Items from a data source
........
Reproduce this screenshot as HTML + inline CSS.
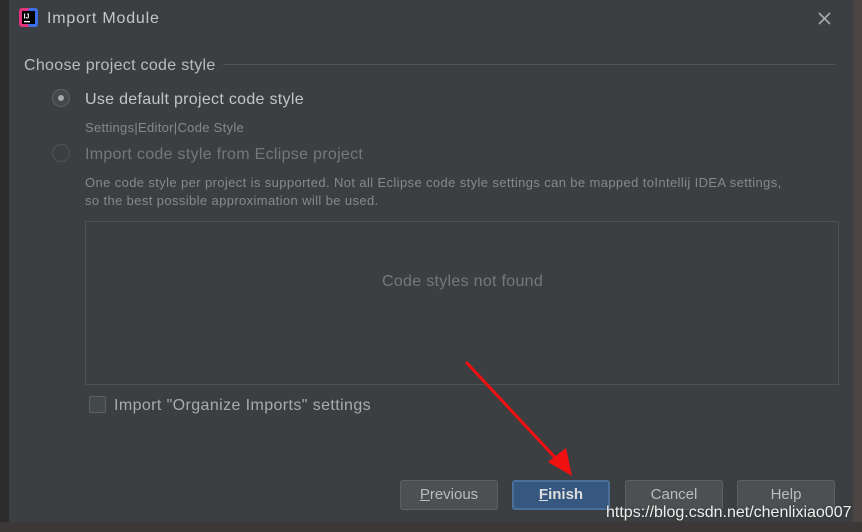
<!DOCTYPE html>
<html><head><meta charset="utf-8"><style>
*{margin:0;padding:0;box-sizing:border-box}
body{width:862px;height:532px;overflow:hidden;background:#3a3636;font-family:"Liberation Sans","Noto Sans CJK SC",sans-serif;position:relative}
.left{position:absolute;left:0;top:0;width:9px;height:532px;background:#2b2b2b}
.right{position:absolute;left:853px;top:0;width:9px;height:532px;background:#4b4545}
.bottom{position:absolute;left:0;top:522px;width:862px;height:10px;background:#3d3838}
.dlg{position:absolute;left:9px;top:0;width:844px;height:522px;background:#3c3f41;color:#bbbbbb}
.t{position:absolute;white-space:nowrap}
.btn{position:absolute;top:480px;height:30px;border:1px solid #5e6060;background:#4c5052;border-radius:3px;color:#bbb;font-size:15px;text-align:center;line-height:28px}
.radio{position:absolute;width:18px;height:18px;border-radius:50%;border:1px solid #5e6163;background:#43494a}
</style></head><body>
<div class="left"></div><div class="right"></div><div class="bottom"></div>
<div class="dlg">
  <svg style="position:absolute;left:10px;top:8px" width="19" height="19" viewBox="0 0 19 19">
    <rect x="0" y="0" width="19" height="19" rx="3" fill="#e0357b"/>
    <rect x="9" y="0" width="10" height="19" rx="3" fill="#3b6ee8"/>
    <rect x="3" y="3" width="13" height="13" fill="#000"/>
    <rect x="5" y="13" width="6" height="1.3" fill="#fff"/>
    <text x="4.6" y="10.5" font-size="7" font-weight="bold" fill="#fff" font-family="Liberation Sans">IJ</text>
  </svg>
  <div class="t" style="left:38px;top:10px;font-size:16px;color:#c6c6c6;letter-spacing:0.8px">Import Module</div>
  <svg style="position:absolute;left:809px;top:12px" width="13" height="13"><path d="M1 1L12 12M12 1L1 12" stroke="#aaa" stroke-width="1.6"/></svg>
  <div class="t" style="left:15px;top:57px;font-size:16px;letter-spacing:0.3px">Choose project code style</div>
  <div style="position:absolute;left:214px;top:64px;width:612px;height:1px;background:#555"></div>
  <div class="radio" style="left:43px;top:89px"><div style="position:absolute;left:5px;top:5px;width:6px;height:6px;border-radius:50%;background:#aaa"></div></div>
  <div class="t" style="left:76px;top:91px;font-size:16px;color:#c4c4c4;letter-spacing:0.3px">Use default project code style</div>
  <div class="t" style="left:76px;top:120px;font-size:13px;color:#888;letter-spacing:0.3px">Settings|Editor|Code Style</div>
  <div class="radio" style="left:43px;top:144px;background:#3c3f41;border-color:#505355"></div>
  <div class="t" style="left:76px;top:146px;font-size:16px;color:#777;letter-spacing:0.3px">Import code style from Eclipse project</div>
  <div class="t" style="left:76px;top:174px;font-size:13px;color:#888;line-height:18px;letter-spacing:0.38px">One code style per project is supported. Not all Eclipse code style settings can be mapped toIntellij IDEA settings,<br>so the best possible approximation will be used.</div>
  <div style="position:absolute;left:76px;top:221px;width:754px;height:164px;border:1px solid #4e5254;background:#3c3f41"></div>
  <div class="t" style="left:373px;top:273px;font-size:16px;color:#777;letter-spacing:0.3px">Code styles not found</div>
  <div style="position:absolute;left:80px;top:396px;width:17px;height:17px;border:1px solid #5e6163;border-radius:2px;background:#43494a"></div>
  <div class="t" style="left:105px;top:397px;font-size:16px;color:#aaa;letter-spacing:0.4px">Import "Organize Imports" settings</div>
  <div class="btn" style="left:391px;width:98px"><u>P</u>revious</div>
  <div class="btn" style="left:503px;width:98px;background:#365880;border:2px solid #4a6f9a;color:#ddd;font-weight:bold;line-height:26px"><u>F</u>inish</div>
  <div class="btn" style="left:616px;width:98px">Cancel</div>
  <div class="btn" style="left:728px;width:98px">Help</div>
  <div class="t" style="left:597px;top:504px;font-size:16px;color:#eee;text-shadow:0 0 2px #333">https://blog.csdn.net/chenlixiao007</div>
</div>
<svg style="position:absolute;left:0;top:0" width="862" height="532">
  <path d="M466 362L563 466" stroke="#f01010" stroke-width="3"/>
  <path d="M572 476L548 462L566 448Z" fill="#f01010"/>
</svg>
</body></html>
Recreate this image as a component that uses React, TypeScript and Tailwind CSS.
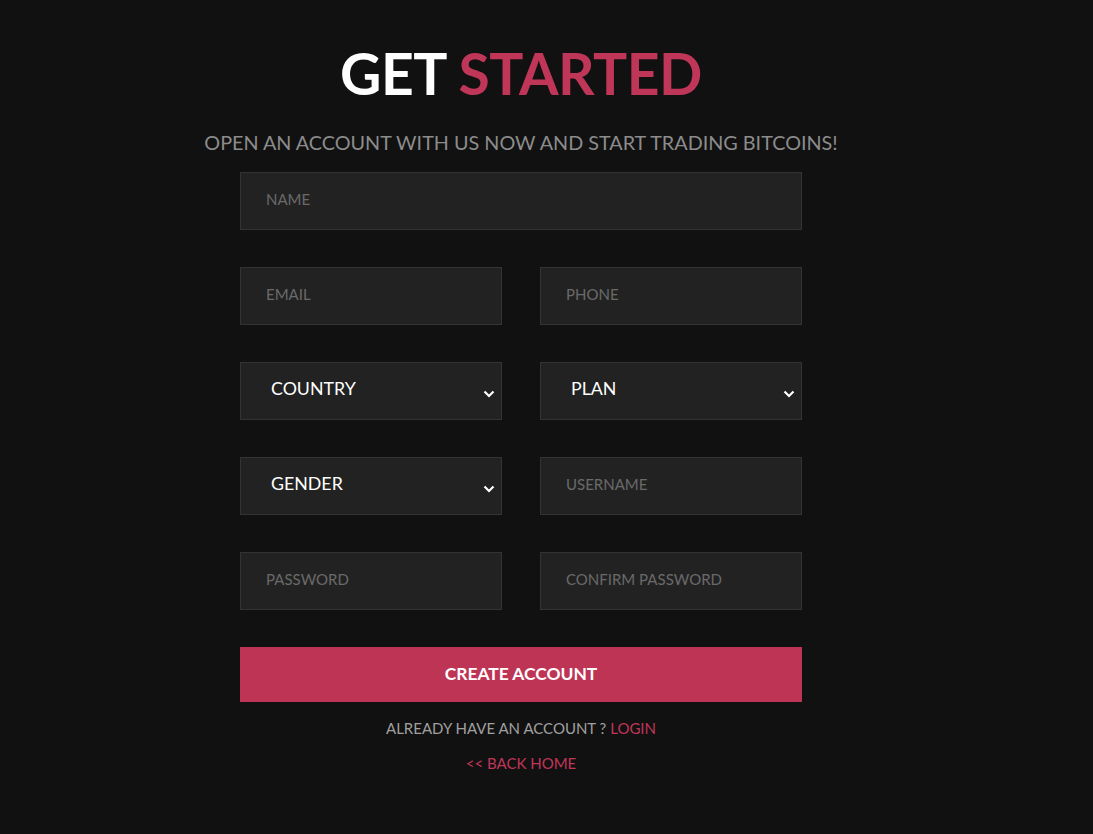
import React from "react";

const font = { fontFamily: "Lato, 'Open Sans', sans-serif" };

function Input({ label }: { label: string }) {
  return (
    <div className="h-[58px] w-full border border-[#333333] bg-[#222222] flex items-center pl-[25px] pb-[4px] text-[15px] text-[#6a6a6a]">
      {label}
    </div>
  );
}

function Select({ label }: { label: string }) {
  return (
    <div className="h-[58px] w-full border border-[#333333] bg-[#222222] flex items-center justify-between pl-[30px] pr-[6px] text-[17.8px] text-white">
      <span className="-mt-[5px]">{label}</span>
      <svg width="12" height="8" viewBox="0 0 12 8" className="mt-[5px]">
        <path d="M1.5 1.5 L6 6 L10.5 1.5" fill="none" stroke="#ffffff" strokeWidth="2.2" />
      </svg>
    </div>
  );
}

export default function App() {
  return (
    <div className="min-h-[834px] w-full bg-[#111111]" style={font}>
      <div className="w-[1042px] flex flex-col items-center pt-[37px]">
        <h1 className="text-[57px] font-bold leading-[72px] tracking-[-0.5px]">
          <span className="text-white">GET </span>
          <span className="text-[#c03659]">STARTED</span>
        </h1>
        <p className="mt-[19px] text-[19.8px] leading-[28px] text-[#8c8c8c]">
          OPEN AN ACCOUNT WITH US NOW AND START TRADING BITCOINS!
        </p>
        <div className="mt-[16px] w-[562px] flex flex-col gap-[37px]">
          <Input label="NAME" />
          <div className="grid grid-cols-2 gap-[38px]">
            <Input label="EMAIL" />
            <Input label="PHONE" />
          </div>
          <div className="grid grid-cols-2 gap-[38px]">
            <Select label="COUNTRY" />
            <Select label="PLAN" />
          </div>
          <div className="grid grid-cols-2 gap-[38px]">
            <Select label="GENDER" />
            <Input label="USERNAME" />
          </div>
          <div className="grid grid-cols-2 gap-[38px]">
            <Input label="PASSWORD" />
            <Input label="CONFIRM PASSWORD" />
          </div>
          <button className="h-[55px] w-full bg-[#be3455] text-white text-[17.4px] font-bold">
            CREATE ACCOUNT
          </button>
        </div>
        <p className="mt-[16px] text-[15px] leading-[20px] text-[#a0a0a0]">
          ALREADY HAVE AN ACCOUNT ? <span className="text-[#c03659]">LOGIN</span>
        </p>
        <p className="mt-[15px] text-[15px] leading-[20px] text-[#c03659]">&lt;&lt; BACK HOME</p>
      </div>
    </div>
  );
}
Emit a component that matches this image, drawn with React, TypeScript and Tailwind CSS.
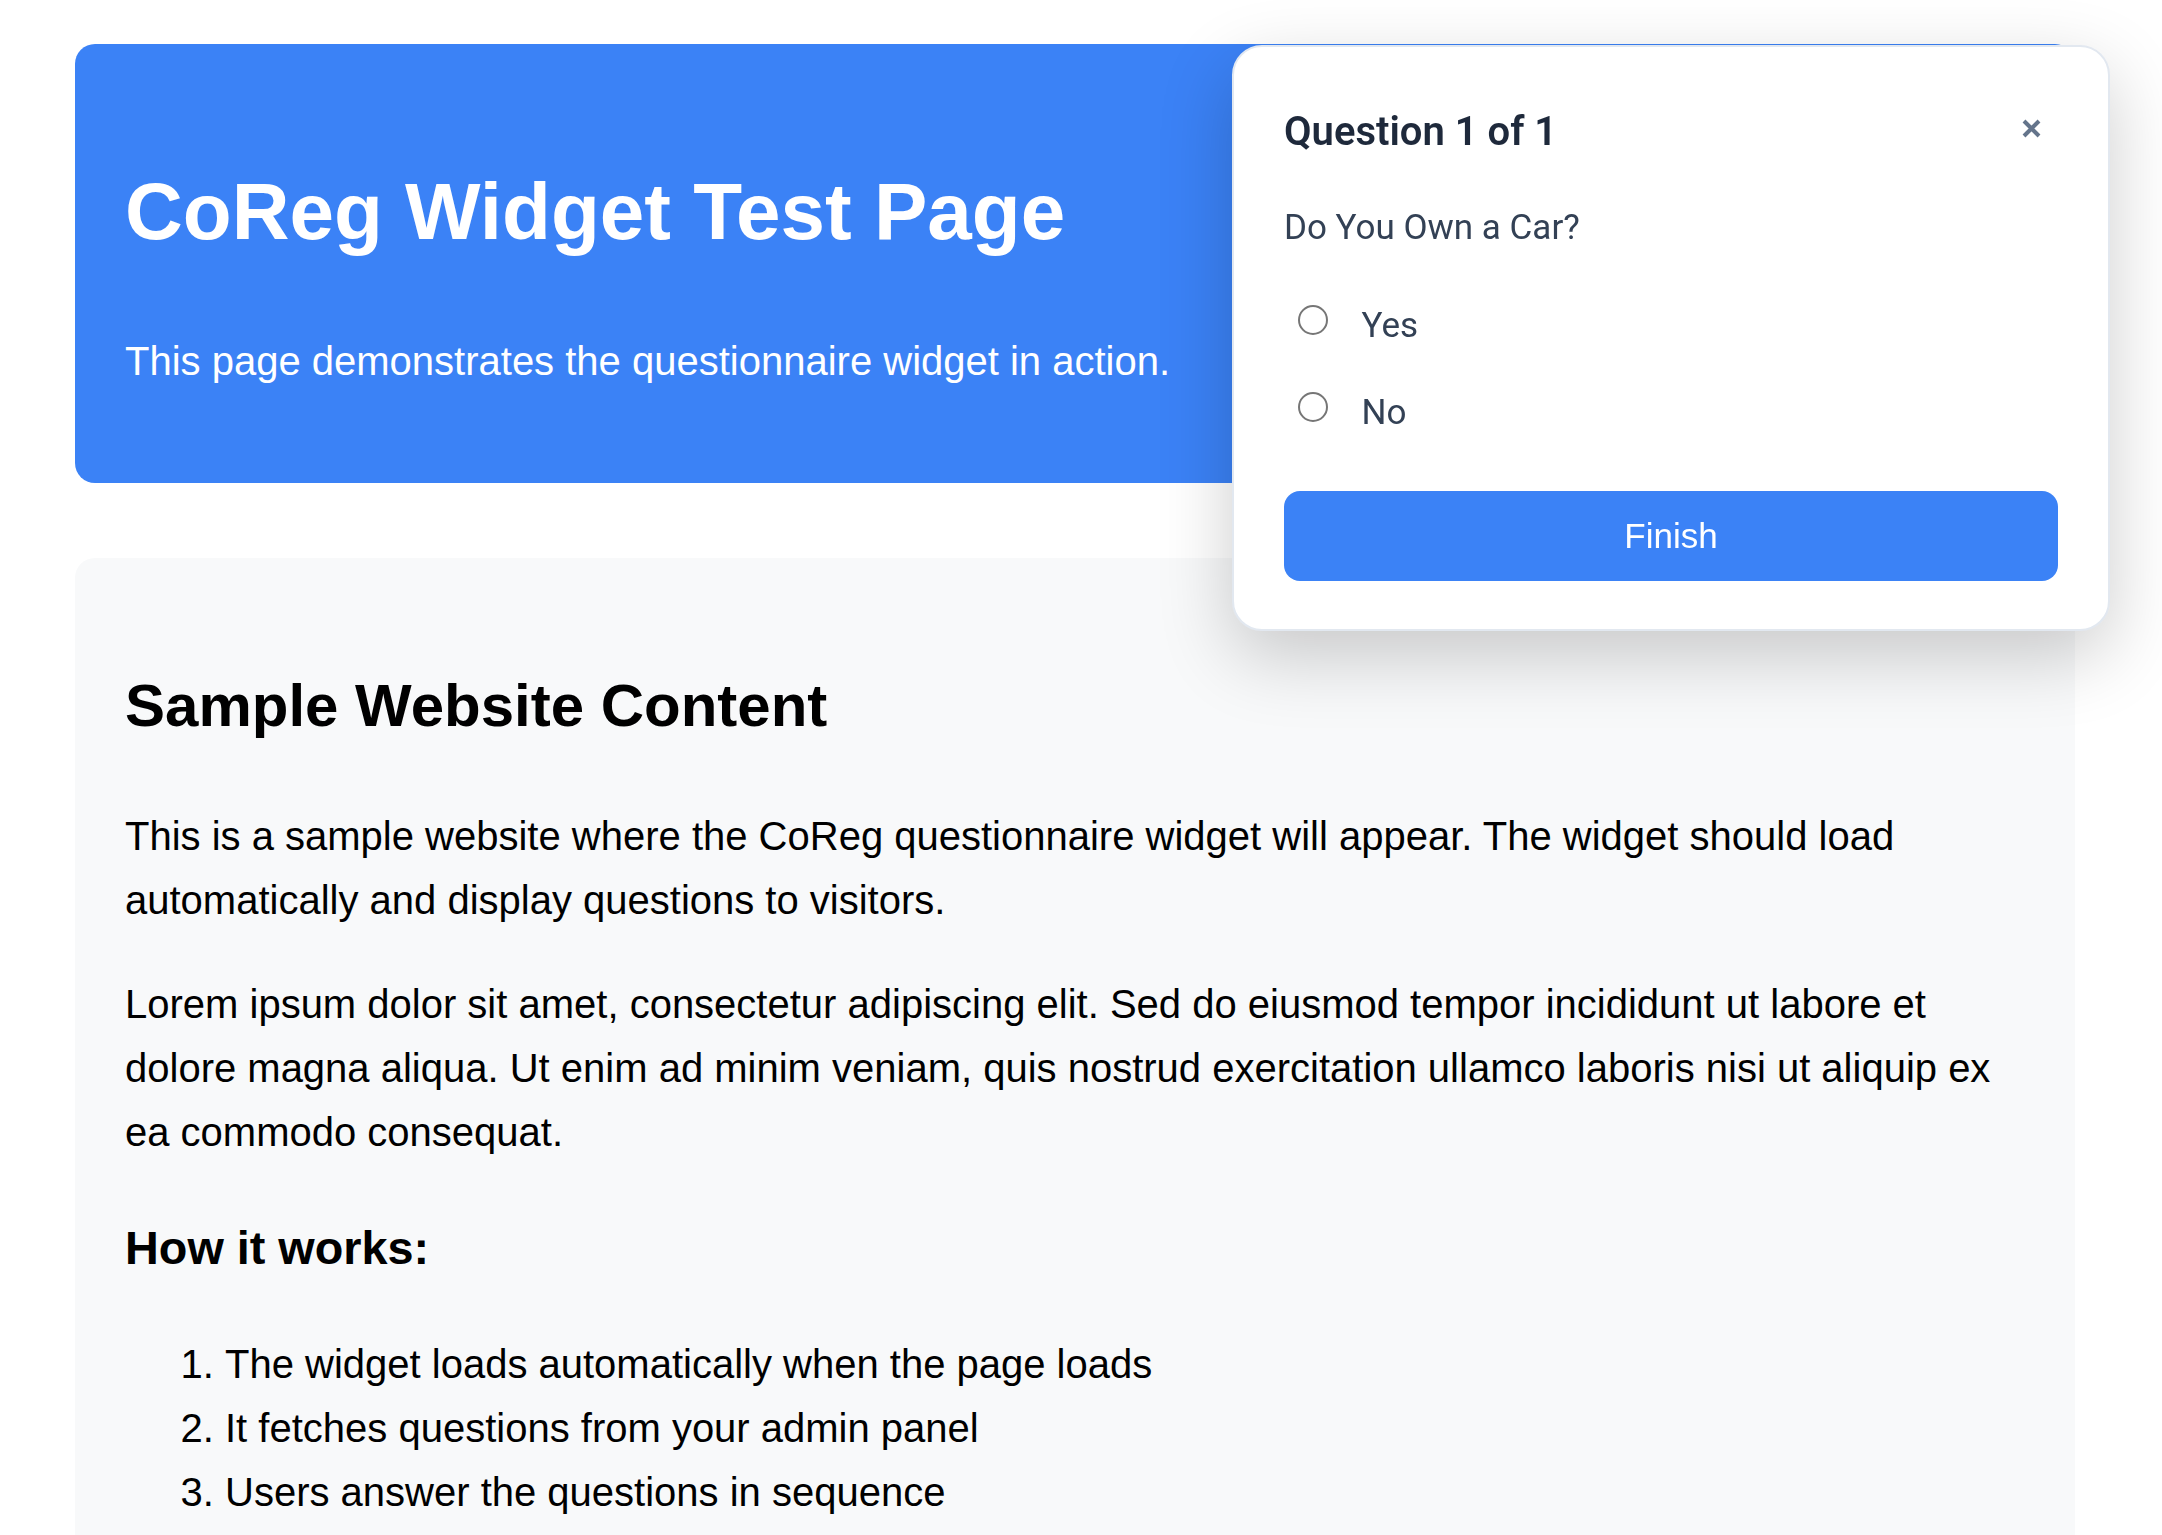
........
Leave out the pictures and print every line of the data exactly.

Reproduce this screenshot as HTML + inline CSS.
<!DOCTYPE html>
<html><head><meta charset="utf-8"><style>
*{margin:0;padding:0;box-sizing:border-box}
body{width:862px;height:532px;overflow:hidden;background:#3a3636;font-family:"Liberation Sans","Noto Sans CJK SC",sans-serif;position:relative}
.left{position:absolute;left:0;top:0;width:9px;height:532px;background:#2b2b2b}
.right{position:absolute;left:853px;top:0;width:9px;height:532px;background:#4b4545}
.bottom{position:absolute;left:0;top:522px;width:862px;height:10px;background:#3d3838}
.dlg{position:absolute;left:9px;top:0;width:844px;height:522px;background:#3c3f41;color:#bbbbbb}
.t{position:absolute;white-space:nowrap}
.btn{position:absolute;top:480px;height:30px;border:1px solid #5e6060;background:#4c5052;border-radius:3px;color:#bbb;font-size:15px;text-align:center;line-height:28px}
.radio{position:absolute;width:18px;height:18px;border-radius:50%;border:1px solid #5e6163;background:#43494a}
</style></head><body>
<div class="left"></div><div class="right"></div><div class="bottom"></div>
<div class="dlg">
  <svg style="position:absolute;left:10px;top:8px" width="19" height="19" viewBox="0 0 19 19">
    <rect x="0" y="0" width="19" height="19" rx="3" fill="#e0357b"/>
    <rect x="9" y="0" width="10" height="19" rx="3" fill="#3b6ee8"/>
    <rect x="3" y="3" width="13" height="13" fill="#000"/>
    <rect x="5" y="13" width="6" height="1.3" fill="#fff"/>
    <text x="4.6" y="10.5" font-size="7" font-weight="bold" fill="#fff" font-family="Liberation Sans">IJ</text>
  </svg>
  <div class="t" style="left:38px;top:10px;font-size:16px;color:#c6c6c6;letter-spacing:0.8px">Import Module</div>
  <svg style="position:absolute;left:809px;top:12px" width="13" height="13"><path d="M1 1L12 12M12 1L1 12" stroke="#aaa" stroke-width="1.6"/></svg>
  <div class="t" style="left:15px;top:57px;font-size:16px;letter-spacing:0.3px">Choose project code style</div>
  <div style="position:absolute;left:214px;top:64px;width:612px;height:1px;background:#555"></div>
  <div class="radio" style="left:43px;top:89px"><div style="position:absolute;left:5px;top:5px;width:6px;height:6px;border-radius:50%;background:#aaa"></div></div>
  <div class="t" style="left:76px;top:91px;font-size:16px;color:#c4c4c4;letter-spacing:0.3px">Use default project code style</div>
  <div class="t" style="left:76px;top:120px;font-size:13px;color:#888;letter-spacing:0.3px">Settings|Editor|Code Style</div>
  <div class="radio" style="left:43px;top:144px;background:#3c3f41;border-color:#505355"></div>
  <div class="t" style="left:76px;top:146px;font-size:16px;color:#777;letter-spacing:0.3px">Import code style from Eclipse project</div>
  <div class="t" style="left:76px;top:174px;font-size:13px;color:#888;line-height:18px;letter-spacing:0.38px">One code style per project is supported. Not all Eclipse code style settings can be mapped toIntellij IDEA settings,<br>so the best possible approximation will be used.</div>
  <div style="position:absolute;left:76px;top:221px;width:754px;height:164px;border:1px solid #4e5254;background:#3c3f41"></div>
  <div class="t" style="left:373px;top:273px;font-size:16px;color:#777;letter-spacing:0.3px">Code styles not found</div>
  <div style="position:absolute;left:80px;top:396px;width:17px;height:17px;border:1px solid #5e6163;border-radius:2px;background:#43494a"></div>
  <div class="t" style="left:105px;top:397px;font-size:16px;color:#aaa;letter-spacing:0.4px">Import "Organize Imports" settings</div>
  <div class="btn" style="left:391px;width:98px"><u>P</u>revious</div>
  <div class="btn" style="left:503px;width:98px;background:#365880;border:2px solid #4a6f9a;color:#ddd;font-weight:bold;line-height:26px"><u>F</u>inish</div>
  <div class="btn" style="left:616px;width:98px">Cancel</div>
  <div class="btn" style="left:728px;width:98px">Help</div>
  <div class="t" style="left:597px;top:504px;font-size:16px;color:#eee;text-shadow:0 0 2px #333">https://blog.csdn.net/chenlixiao007</div>
</div>
<svg style="position:absolute;left:0;top:0" width="862" height="532">
  <path d="M466 362L563 466" stroke="#f01010" stroke-width="3"/>
  <path d="M572 476L548 462L566 448Z" fill="#f01010"/>
</svg>
</body></html>
Recreate this image as a component that uses React, TypeScript and Tailwind CSS.
import React from "react";

const font = { fontFamily: "Lato, 'Open Sans', sans-serif" };

function Input({ label }: { label: string }) {
  return (
    <div className="h-[58px] w-full border border-[#333333] bg-[#222222] flex items-center pl-[25px] pb-[4px] text-[15px] text-[#6a6a6a]">
      {label}
    </div>
  );
}

function Select({ label }: { label: string }) {
  return (
    <div className="h-[58px] w-full border border-[#333333] bg-[#222222] flex items-center justify-between pl-[30px] pr-[6px] text-[17.8px] text-white">
      <span className="-mt-[5px]">{label}</span>
      <svg width="12" height="8" viewBox="0 0 12 8" className="mt-[5px]">
        <path d="M1.5 1.5 L6 6 L10.5 1.5" fill="none" stroke="#ffffff" strokeWidth="2.2" />
      </svg>
    </div>
  );
}

export default function App() {
  return (
    <div className="min-h-[834px] w-full bg-[#111111]" style={font}>
      <div className="w-[1042px] flex flex-col items-center pt-[37px]">
        <h1 className="text-[57px] font-bold leading-[72px] tracking-[-0.5px]">
          <span className="text-white">GET </span>
          <span className="text-[#c03659]">STARTED</span>
        </h1>
        <p className="mt-[19px] text-[19.8px] leading-[28px] text-[#8c8c8c]">
          OPEN AN ACCOUNT WITH US NOW AND START TRADING BITCOINS!
        </p>
        <div className="mt-[16px] w-[562px] flex flex-col gap-[37px]">
          <Input label="NAME" />
          <div className="grid grid-cols-2 gap-[38px]">
            <Input label="EMAIL" />
            <Input label="PHONE" />
          </div>
          <div className="grid grid-cols-2 gap-[38px]">
            <Select label="COUNTRY" />
            <Select label="PLAN" />
          </div>
          <div className="grid grid-cols-2 gap-[38px]">
            <Select label="GENDER" />
            <Input label="USERNAME" />
          </div>
          <div className="grid grid-cols-2 gap-[38px]">
            <Input label="PASSWORD" />
            <Input label="CONFIRM PASSWORD" />
          </div>
          <button className="h-[55px] w-full bg-[#be3455] text-white text-[17.4px] font-bold">
            CREATE ACCOUNT
          </button>
        </div>
        <p className="mt-[16px] text-[15px] leading-[20px] text-[#a0a0a0]">
          ALREADY HAVE AN ACCOUNT ? <span className="text-[#c03659]">LOGIN</span>
        </p>
        <p className="mt-[15px] text-[15px] leading-[20px] text-[#c03659]">&lt;&lt; BACK HOME</p>
      </div>
    </div>
  );
}
Emit a component that matches this image, drawn with React, TypeScript and Tailwind CSS.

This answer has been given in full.